Although Queue may distinguish partitions by the partition concept of the underlying queue. (Like kafka partition), streaming connector like queue(Kafka) support table partition is not our goal in this ticket.

Background

Partition in traditional databases

Partition in traditional databases is very complex, and they support rich partitioning criteria, includes:

list partition
range partition
hash partition
subpartition

The DDL in traditional databases like:

CREATE TABLE pageview(

user VARCHAR(100),

cnt INT,

date VARCHAR(100))

PARTITION BY LIST (date) (

PARTITION day1 values(‘2019-8-28’),

PARTITION day2 values(‘2019-8-29’),

PARTITION day3 values(‘2019-8-30’)

);

Note:

date is the reference of DDL defined fields
partition values need to be saved in real data because they support rich partitioning criteria.

Partition in Hive

In today's big data systems, partition mainly comes from hive. The partition in Hive is only similar to the concept of single value list partition in traditional databases. There is no need for support rich partitioning criteria at present.

The Create DDL like:

CREATE TABLE page_view(

user STRING,

cnt INT)

PARTITIONED BY (date STRING);

The users can query on “where date = ‘2019-8-28’” to high performance partition pruning.

Note:

date is not the reference of DDL defined fields.
Partitioned field can not be included in the table declarative fields. Otherwise will get the error.
Partitioned field data is not stored in real data. It just be used in directory.

Partition in Spark

Spark support hive partitioned by when use Hive catalog, and it also introduced its partitioned by DDL too when use inMemory catalog. (The two methods of use are mutually exclusive)

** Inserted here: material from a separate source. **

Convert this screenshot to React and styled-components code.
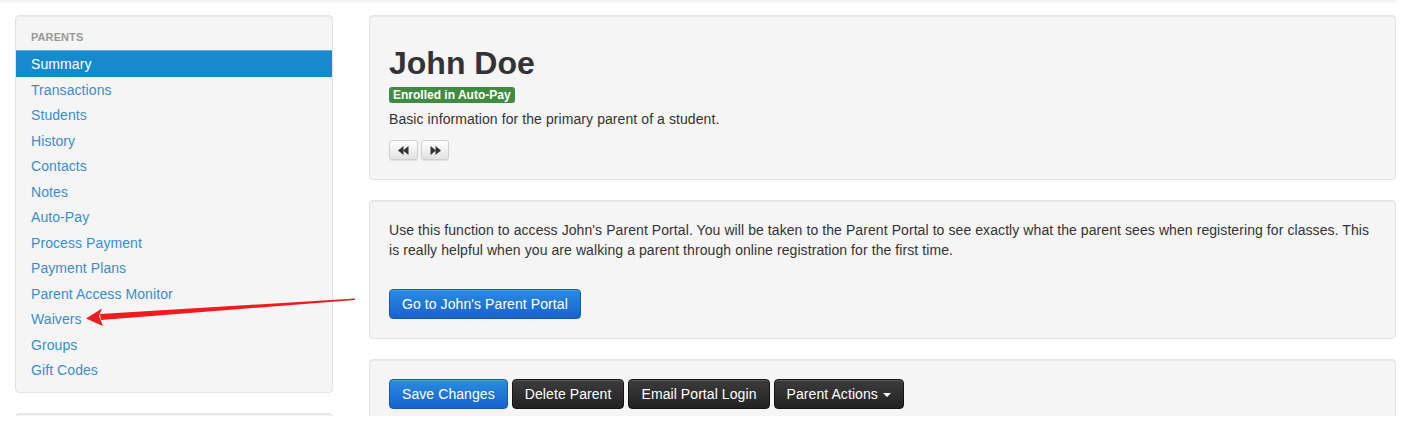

In SPARK-7654, Spark introduce partition interface to Dataset api.

In SPARK-14954, Spark introduce partitioned to CREATE TABLE DDL.

The DDL like:

CREATE TABLE page_view(

user STRING,

cnt INT,

date STRING)

PARTITIONED BY (date);

date is the reference of DDL defined fields
But partitioned field data is not stored in real data(FileFormat can not see the partition columns). It just be used in directory. So the real data indices are different from the definition of CREATE DDL.

disadvantages: This disrupts the format of real data, and partitioned columns may be in the middle of non-partitioned columns, which makes real data look strange.

Partition Pruning

Hive/Spark partition pruning

Hive/Spark use catalog to partition pruning. If use mysql as catalog storage, the partition filter will push down to mysql query.

This is the most efficient pruning method, which has less pressure on catalog and client.

Databricks delta partition pruning

Databricks delta is a transaction storage layer specially designed to use Apache Spark and Databricks File System. It don’t have catalog and focuses on transaction. It does partition pruning by launching a Spark SQL job. First, it reads checkpoint and changeLog, gets the current readable file list, and then filter it according to condition, and get the final partitions.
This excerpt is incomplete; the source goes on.